Thursday, November 18, 2010

Staging a jailbreak for love

A husband wants to help his wife escape from prison, but director Paul Haggis can't quite give the movie the credibility and obsessive drive it needs.

An air of unbelievability hangs over The Next Three Days, a thriller that focuses on a community-college professor who attempts to free his wife from prison, where she's serving a life sentence for murder. Having exhausted all legal remedies, Russell Crowe’s John Brennan does what red-blooded American men are expected to do, at least in movies: He takes matters into his own hands. John tries to devise an escape plan for his wife Lara (Elizabeth Banks).

Written and directed by Paul Haggis (Crash and Valley of Elah), The Next Three Days is a loose remake of the 2008 French thriller Anything For Her. The story's origins may explain why so much of this Pittsburgh-based drama feels slightly off, as if something has been lost in translation.

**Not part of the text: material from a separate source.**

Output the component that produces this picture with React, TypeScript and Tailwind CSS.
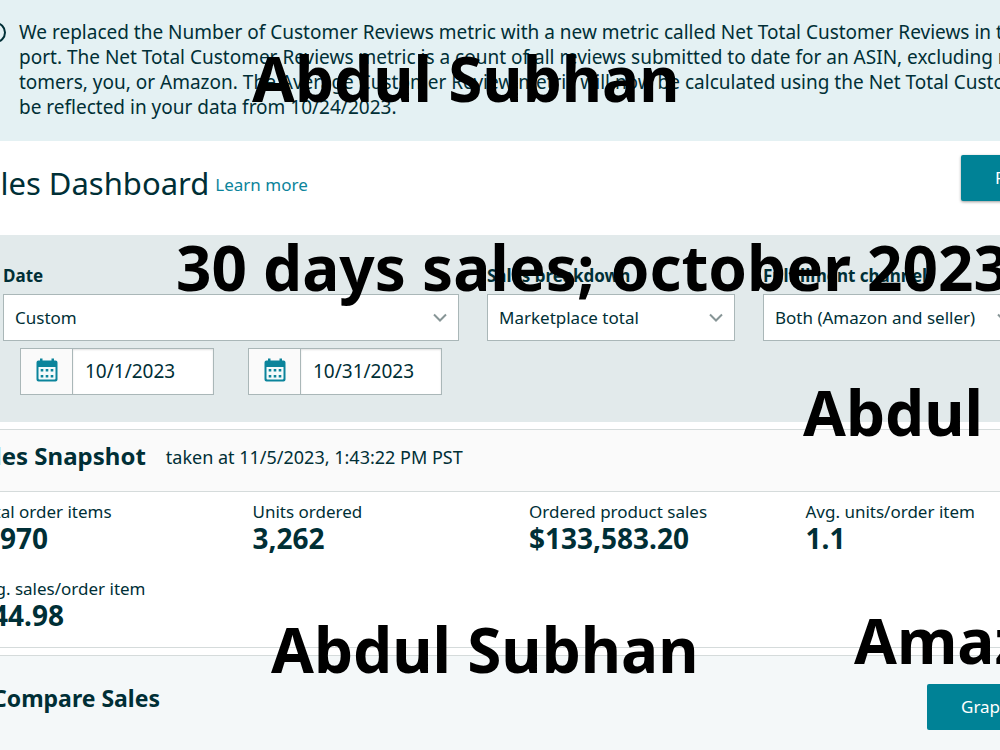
import React from "react";

function Chevron() {
  return (
    <svg
      className="pointer-events-none absolute top-1/2 right-3 -translate-y-1/2"
      width="14"
      height="10"
      viewBox="0 0 14 10"
      fill="none"
      stroke="#879596"
      strokeWidth="2"
      aria-hidden="true"
    >
      <path d="M1 1.5 7 7.5 13 1.5" />
    </svg>
  );
}

function CalendarIcon() {
  return (
    <svg className="mb-1" width="22" height="24" viewBox="0 0 22 24" aria-hidden="true">
      <path
        fill="#0b849b"
        d="M4 .5h2.500v2h9V.5H18v2h1.500a2 2 0 0 1 2 2V21.500a2 2 0 0 1-2 2h-17a2 2 0 0 1-2-2V4.500a2 2 0 0 1 2-2H4z"
      />
      <path fill="#f4fafb" d="M2.500 9h17V20.500a1 1 0 0 1-1 1h-15a1 1 0 0 1-1-1z" />
      <path
        fill="#0b849b"
        d="M4.700 11h2.600v2.600H4.700zM9.700 11h2.600v2.600H9.700zM14.700 11h2.600v2.600h-2.600zM4.700 17h2.600v2.600H4.700zM9.700 17h2.600v2.600H9.700zM14.700 17h2.600v2.600h-2.600z"
      />
    </svg>
  );
}

function SelectField({ id, label, options }: { id: string; label: string; options: string[] }) {
  return (
    <div>
      <label htmlFor={id} className="block pb-1.5 text-[17px] leading-6 font-bold">
        {label}
      </label>
      <div className="relative">
        <select
          id={id}
          className="h-[47px] w-full appearance-none border border-[#aab7b8] bg-white pl-[11px] text-[17px]"
        >
          {options.map((o) => (
            <option key={o}>{o}</option>
          ))}
        </select>
        <Chevron />
      </div>
    </div>
  );
}

function DateField({ label, value }: { label: string; value: string }) {
  return (
    <div className="flex h-[47px] w-[194px] border border-[#aab7b8] bg-white">
      <button
        type="button"
        aria-label={`Open ${label} calendar`}
        className="flex w-[52px] shrink-0 items-center justify-center border-r border-[#aab7b8] bg-[#fafafa]"
      >
        <CalendarIcon />
      </button>
      <input
        type="text"
        aria-label={label}
        defaultValue={value}
        className="w-full min-w-0 bg-white pl-3 text-[19px] shadow-[inset_0_1px_2px_rgba(0,0,0,0.12)]"
      />
    </div>
  );
}

function Metric({ label, value }: { label: string; value: string }) {
  return (
    <div className="whitespace-nowrap">
      <dt className="text-[17px] leading-6">{label}</dt>
      <dd className="text-[28px] leading-7 font-bold">{value}</dd>
    </div>
  );
}

const mark =
  "pointer-events-none absolute text-[62px] leading-[76px] font-bold whitespace-nowrap text-black";

export default function App() {
  return (
    <div className="relative min-h-screen overflow-hidden bg-white font-['Noto_Sans',sans-serif] text-[#002f36]">
      <section className="-ml-[15px] flex h-[141px] gap-[13px] bg-[#e4f1f3] pt-5 text-[19px] leading-[25px]">
        <svg className="mt-0.5 shrink-0" width="21" height="21" viewBox="0 0 21 21" fill="none" stroke="#002f36" strokeWidth="2" aria-hidden="true">
          <circle cx="10.500" cy="10.500" r="9.500" />
          <path d="M10.500 9v6M10.500 5v2" />
        </svg>
        <p className="whitespace-nowrap">
          We replaced the Number of Customer Reviews metric with a new metric called Net Total Customer Reviews in the re
          <br />
          port. The Net Total Customer Reviews metric is a count of all reviews submitted to date for an ASIN, excluding reviews
          <br />
          tomers, you, or Amazon. The Average Customer Review metric will now be calculated using the Net Total Customer
          <br />
          be reflected in your data from 10/24/2023.
        </p>
      </section>

      <header className="-mr-16 -ml-[34px] flex h-[94px] items-start justify-between pt-3.5">
        <div className="flex items-center gap-1.5 pt-1.5">
          <h1 className="text-[31px] leading-[44px]">Sales Dashboard</h1>
          <a href="#learn" className="pt-1 text-[17px] text-[#0b849b]">
            Learn more
          </a>
        </div>
        <button
          type="button"
          className="h-[46px] w-[103px] rounded-xs bg-[#008296] pl-[34px] text-left text-[17px] text-white shadow-[0_1px_3px_rgba(0,0,0,0.4)]"
        >
          Print
        </button>
      </header>

      <section className="h-[187px] bg-[#e2eaeb] pt-[29px]">
        <div className="-mr-[23px] ml-[3px] grid grid-cols-[456fr_248fr_260fr] gap-7">
          <SelectField id="date" label="Date" options={["Custom"]} />
          <SelectField id="breakdown" label="Sales breakdown" options={["Marketplace total"]} />
          <SelectField id="channel" label="Fulfillment channel" options={["Both (Amazon and seller)"]} />
        </div>
        <div className="mt-[7px] ml-5 flex gap-[34px]">
          <DateField label="Start date" value="10/1/2023" />
          <DateField label="End date" value="10/31/2023" />
        </div>
      </section>

      <section className="mt-[7px] border-y border-[#d5dbdb]">
        <div className="-ml-[33px] flex h-[62px] items-center gap-5 border-b border-[#d5dbdb] bg-[#fafafa] pb-2.5">
          <h2 className="text-[24px] font-bold">Sales Snapshot</h2>
          <p className="pt-1 text-[18px]">taken at 11/5/2023, 1:43:22 PM PST</p>
        </div>
        <dl className="-mr-[82px] -ml-6 grid grid-cols-4 gap-y-[25px] pt-2 pb-[18px]">
          <Metric label="Total order items" value="2,970" />
          <Metric label="Units ordered" value="3,262" />
          <Metric label="Ordered product sales" value="$133,583.20" />
          <Metric label="Avg. units/order item" value="1.1" />
          <Metric label="Avg. sales/order item" value="$44.98" />
        </dl>
      </section>

      <section className="mt-[7px] -mr-16 -ml-2 flex min-h-[96px] items-start justify-between border-t border-[#d5dbdb] bg-[#f4f8f9] pt-7">
        <h2 className="text-[23px] leading-[28px] font-bold">Compare Sales</h2>
        <button
          type="button"
          className="h-[46px] w-[137px] rounded-xs bg-[#008296] pl-[34px] text-left text-[17px] text-white"
        >
          Graph view
        </button>
      </section>

      <div className={`${mark} top-[40px] left-[252px]`}>Abdul Subhan</div>
      <div className={`${mark} top-[229px] left-[176px]`}>30 days sales; october 2023</div>
      <div className={`${mark} top-[374px] left-[803px]`}>Abdul Subhan</div>
      <div className={`${mark} top-[611px] left-[271px]`}>Abdul Subhan</div>
      <div className={`${mark} top-[602px] left-[854px]`}>Amazon</div>
    </div>
  );
}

The Next Three Days charts John’s progression from amateur to professional. As an English teacher, he knows virtually nothing about jailbreaks or the criminal world. Much of the movie’s 133-minute running time must, therefore, be devoted to John’s education. He slowly learns how to conduct himself in a seamy new world, no easy task for a teacher who also must take care of his six-year-old son.

An all-too-brief encounter between John and a savvy ex-con (Liam Neeson)adds zest. I found myself wishing that Neeson’s appearance, as an expert on escapes, had amounted to more than a cameo. Extending his role might have given Crowe someone to play off, liberating him from having to carry the picture by himself.

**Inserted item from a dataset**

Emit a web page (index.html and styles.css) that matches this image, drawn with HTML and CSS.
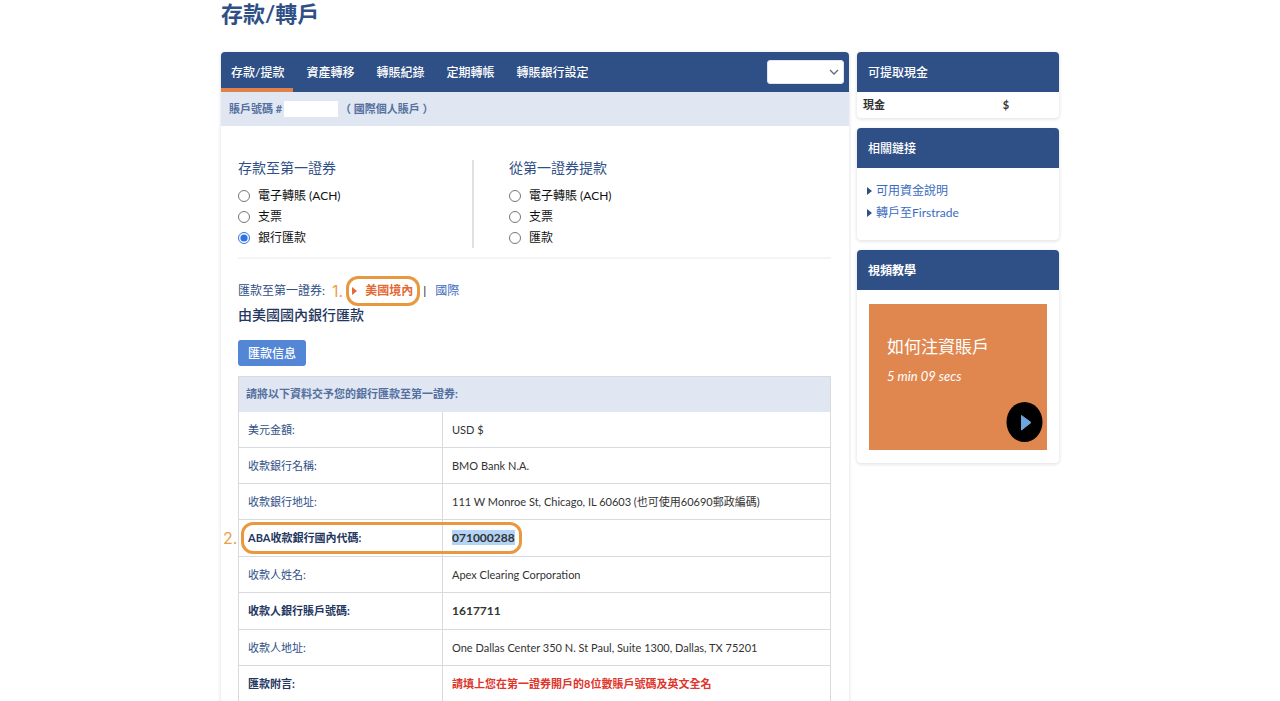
FILE: index.html
```html
<!DOCTYPE html>
<html lang="zh-Hant">
<head>
<meta charset="utf-8">
<meta name="viewport" content="width=device-width, initial-scale=1">
<title>存款/轉戶</title>
<link rel="stylesheet" href="styles.css">
</head>
<body>
<div class="page">
  <h1 class="page-title">存款/轉戶</h1>
  <div class="columns">
    <main class="panel main-panel">
      <div class="topbar">
        <nav class="tabs">
          <a class="tab tab-active" href="#">存款/提款</a>
          <a class="tab" href="#">資產轉移</a>
          <a class="tab" href="#">轉賬紀錄</a>
          <a class="tab" href="#">定期轉帳</a>
          <a class="tab" href="#">轉賬銀行設定</a>
        </nav>
        <div class="picker">
          <select class="picker-select" aria-label="賬戶"><option></option></select>
          <svg class="picker-arrow" viewBox="0 0 10 6" aria-hidden="true"><path d="M1 1l4 4 4-4" fill="none" stroke="#5b6b80" stroke-width="1.3"/></svg>
        </div>
      </div>
      <div class="account">
        <span>賬戶號碼 #</span><span class="account-mask"></span><span>（ 國際個人賬戶 ）</span>
      </div>

      <div class="content">
        <form class="choices">
          <fieldset class="choice choice-in">
            <legend class="choice-title">存款至第一證券</legend>
            <label class="option"><input class="radio" type="radio" name="transfer">電子轉賬 (ACH)</label>
            <label class="option"><input class="radio" type="radio" name="transfer">支票</label>
            <label class="option"><input class="radio" type="radio" name="transfer" checked>銀行匯款</label>
          </fieldset>
          <fieldset class="choice choice-out">
            <legend class="choice-title">從第一證券提款</legend>
            <label class="option"><input class="radio" type="radio" name="transfer">電子轉賬 (ACH)</label>
            <label class="option"><input class="radio" type="radio" name="transfer">支票</label>
            <label class="option"><input class="radio" type="radio" name="transfer">匯款</label>
          </fieldset>
        </form>

        <div class="region">
          <span class="region-label">匯款至第一證券:</span>
          <span class="step">1.</span>
          <a class="region-current" href="#"><svg class="marker" viewBox="0 0 5 8" aria-hidden="true"><path d="M0 0l5 4-5 4z" fill="currentColor"/></svg>美國境內</a>
          <span class="region-bar">|</span>
          <a class="link" href="#">國際</a>
        </div>
        <h2 class="subtitle">由美國國內銀行匯款</h2>
        <button class="info-button" type="button">匯款信息</button>

        <table class="details">
          <colgroup><col class="col-name"><col></colgroup>
          <thead>
            <tr><th class="details-head" colspan="2">請將以下資料交予您的銀行匯款至第一證券:</th></tr>
          </thead>
          <tbody>
            <tr class="row"><th scope="row">美元金額:</th><td>USD $</td></tr>
            <tr class="row"><th scope="row">收款銀行名稱:</th><td>BMO Bank N.A.</td></tr>
            <tr class="row"><th scope="row">收款銀行地址:</th><td>111 W Monroe St, Chicago, IL 60603 (也可使用60690郵政編碼)</td></tr>
            <tr class="row row-strong"><th class="marked" scope="row">ABA收款銀行國內代碼:<span class="step step-side">2.</span><span class="ring"></span></th><td><mark class="picked">071000288</mark></td></tr>
            <tr class="row"><th scope="row">收款人姓名:</th><td>Apex Clearing Corporation</td></tr>
            <tr class="row row-strong"><th scope="row">收款人銀行賬戶號碼:</th><td>1617711</td></tr>
            <tr class="row"><th scope="row">收款人地址:</th><td>One Dallas Center 350 N. St Paul, Suite 1300, Dallas, TX 75201</td></tr>
            <tr class="row row-strong"><th scope="row">匯款附言:</th><td class="warning">請填上您在第一證券開戶的8位數賬戶號碼及英文全名</td></tr>
          </tbody>
        </table>
      </div>
    </main>

    <aside class="side">
      <section class="panel">
        <h2 class="panel-title">可提取現金</h2>
        <div class="cash"><span>現金</span><span>$</span></div>
      </section>
      <section class="panel">
        <h2 class="panel-title">相關鏈接</h2>
        <ul class="links">
          <li><a class="link side-link" href="#"><svg class="marker" viewBox="0 0 5 8" aria-hidden="true"><path d="M0 0l5 4-5 4z" fill="#2f4f87"/></svg>可用資金說明</a></li>
          <li><a class="link side-link" href="#"><svg class="marker" viewBox="0 0 5 8" aria-hidden="true"><path d="M0 0l5 4-5 4z" fill="#2f4f87"/></svg>轉戶至Firstrade</a></li>
        </ul>
      </section>
      <section class="panel">
        <h2 class="panel-title panel-title-bold">視頻教學</h2>
        <div class="video">
          <h3 class="video-title">如何注資賬戶</h3>
          <p class="video-time">5 min 09 secs</p>
          <button class="play" type="button" aria-label="播放"><svg class="play-icon" viewBox="0 0 36 40" aria-hidden="true"><ellipse cx="18" cy="20" rx="18" ry="20" fill="#000"/><path d="M15 13.500l9.500 7-9.500 7.500z" fill="#6ea5e0" stroke="#6ea5e0" stroke-linejoin="round"/></svg></button>
        </div>
      </section>
    </aside>
  </div>
</div>
</body>
</html>
```
FILE: styles.css
```css
* {
  box-sizing: border-box;
}

body {
  margin: 0;
  height: 100vh;
  overflow: hidden;
  background: #fff;
  color: #333;
  font-family: "Lato", "Noto Sans CJK TC", sans-serif;
  font-size: 12px;
  line-height: 20px;
}

a {
  text-decoration: none;
}

.page {
  max-width: 838px;
  margin: 0 auto;
}

.page-title {
  margin: 0 0 24px;
  color: #2f4f87;
  font-size: 22px;
  line-height: 28px;
  font-weight: 700;
}

.columns {
  display: grid;
  grid-template-columns: minmax(0, 628fr) minmax(0, 202fr);
  gap: 8px;
  align-items: start;
}

.panel {
  border-radius: 4px;
  background: #fff;
  box-shadow: 0 1px 3px 1px #e9e9ec;
}

.topbar {
  display: flex;
  justify-content: space-between;
  align-items: center;
  height: 40px;
  padding-right: 5px;
  border-radius: 4px 4px 0 0;
  background: #2f4f87;
}

.tabs {
  display: flex;
  gap: 3px;
}

.tab {
  padding: 6px 9px 0 10px;
  border-bottom: 4px solid transparent;
  color: #fff;
  font-weight: 500;
  line-height: 30px;
}

.tab-active {
  border-bottom-color: #e2804a;
}

.picker {
  position: relative;
  width: 77px;
  height: 24px;
}

.picker-select {
  appearance: none;
  width: 100%;
  height: 100%;
  border: 1px solid #e2e6ee;
  border-radius: 3px;
  background: #fff;
}

.picker-arrow {
  position: absolute;
  top: 9px;
  right: 5px;
  width: 10px;
  height: 6px;
  pointer-events: none;
}

.account {
  display: flex;
  align-items: center;
  height: 34px;
  padding-left: 8px;
  background: #e0e7f2;
  color: #5570a0;
  font-size: 11px;
  font-weight: 700;
}

.account-mask {
  width: 54px;
  height: 16px;
  margin: 0 2px;
  background: #fff;
}

.content {
  padding: 34px 18px 0 17px;
}

.choices {
  display: grid;
  grid-template-columns: 236fr 357fr;
  padding-bottom: 9px;
  border-bottom: 2px solid #f3f4f6;
}

.choice {
  min-width: 0;
  height: 88px;
  margin: 0;
  padding: 0;
  border: 0;
}

.choice-in {
  border-right: 2px solid #e0e1e4;
}

.choice-out {
  padding-left: 35px;
}

.choice-title {
  float: left;
  width: 100%;
  margin-bottom: 9px;
  padding: 0;
  color: #2f4f87;
  font-size: 14px;
  line-height: 16px;
}

.option {
  display: flex;
  clear: both;
  align-items: center;
  gap: 8px;
  height: 21px;
  color: #111;
}

.radio {
  width: 12px;
  height: 12px;
  margin: 0;
  accent-color: #2f73e0;
}

.region {
  display: flex;
  align-items: center;
  gap: 3px;
  margin-top: 17px;
  color: #2f4f87;
}

.region-label {
  margin-right: 4px;
}

.step {
  color: #eaa04a;
  font-family: "Inter", sans-serif;
  font-size: 16px;
  line-height: 30px;
  font-weight: 400;
}

.region-current {
  display: flex;
  align-items: center;
  gap: 8px;
  height: 30px;
  padding: 0 4px 0 3px;
  border: 3px solid #e8993f;
  border-radius: 12px;
  color: #e36a35;
  font-weight: 700;
}

.marker {
  width: 5px;
  height: 8px;
}

.region-bar {
  color: #222;
}

.link {
  color: #3b6bc0;
}

.region .link {
  margin-left: 6px;
}

.subtitle {
  margin: 0;
  color: #1f3761;
  font-size: 14px;
  line-height: 18px;
  font-weight: 500;
}

.info-button {
  display: block;
  height: 26px;
  margin: 16px 0 10px;
  padding: 2px 10px 0;
  border: 0;
  border-radius: 3px;
  background: #5486d6;
  color: #fff;
  font: inherit;
  font-weight: 500;
}

.details {
  width: 100%;
  border-collapse: collapse;
  table-layout: fixed;
}

.col-name {
  width: 204px;
}

.details th,
.details td {
  padding: 0 9px;
  border: 1px solid #d9dadd;
  text-align: left;
  font-size: 11px;
  font-weight: 400;
}

.details th {
  color: #2f4f87;
}

.details .details-head {
  height: 35px;
  padding: 0 7px;
  border-bottom-color: #e0e7f2;
  background: #e0e7f2;
  color: #5570a0;
  font-weight: 700;
}

.row {
  height: 36px;
}

.row-strong {
  height: 37px;
}

.details .row-strong th {
  color: #1f3761;
  font-weight: 700;
}

.details .row-strong td {
  font-size: 12px;
  font-weight: 700;
}

.details .marked {
  position: relative;
}

.step-side {
  position: absolute;
  top: 3px;
  left: -16px;
}

.ring {
  position: absolute;
  top: 2px;
  left: 2px;
  width: 281px;
  height: 32px;
  border: 3px solid #e8993f;
  border-radius: 12px;
}

.picked {
  background: #b3d3f7;
  color: #333;
}

.details .row-strong .warning {
  color: #e0352b;
  font-size: 11px;
}

.side {
  display: grid;
  gap: 10px;
}

.panel-title {
  margin: 0;
  padding: 2px 11px 0;
  border-radius: 4px 4px 0 0;
  background: #2f4f87;
  color: #fff;
  font-size: 12px;
  font-weight: 500;
  line-height: 38px;
}

.panel-title-bold {
  margin-bottom: 14px;
  font-weight: 700;
}

.cash {
  display: grid;
  grid-template-columns: 139fr 50fr;
  padding: 3px 6px;
  font-size: 11px;
  font-weight: 700;
}

.links {
  margin: 0;
  padding: 12px 10px 16px;
  list-style: none;
  line-height: 22px;
}

.side-link {
  display: flex;
  align-items: center;
  gap: 4px;
}

.video {
  position: relative;
  height: 146px;
  margin: 0 12px;
  padding: 30px 18px;
  background: #e08750;
  color: #fff;
}

.panel:last-child {
  padding-bottom: 13px;
}

.video-title {
  margin: 0 0 6px;
  font-size: 17px;
  line-height: 26px;
  font-weight: 400;
}

.video-time {
  margin: 0;
  font-size: 13px;
  font-style: italic;
}

.play {
  position: absolute;
  right: 4px;
  bottom: 8px;
  width: 37px;
  height: 40px;
  padding: 0;
  border: 0;
  background: none;
}

.play-icon {
  display: block;
  width: 100%;
  height: 100%;
}
```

The script makes some effort to test John’s commitment to his wife. At one point, he meets an attractive young mother (Olivia Wilde) at a local playground. Will John yield to temptation and develop a relationship with her?

Haggis tries to maintain a mild air of uncertainty about Lara’s guilt, but John never wavers in his belief. He insists that he knows his wife well enough to be sure that she’s incapable of murder. Sure she’s prone to sudden flashes of anger, but who isn’t?

When the movie's third act rolls around, Haggis generates tension and excitement, and he makes us wonder about the propriety of rooting for someone who's breaking lots of laws -- albeit in an effort to right what he perceives as a monstrous wrong.

But the combination of Crowe and Haggis creates expectations for something more than old-pro efficiency and gloomy drive. Like Crowe's character, the movie feels entirely too dutiful in its execution.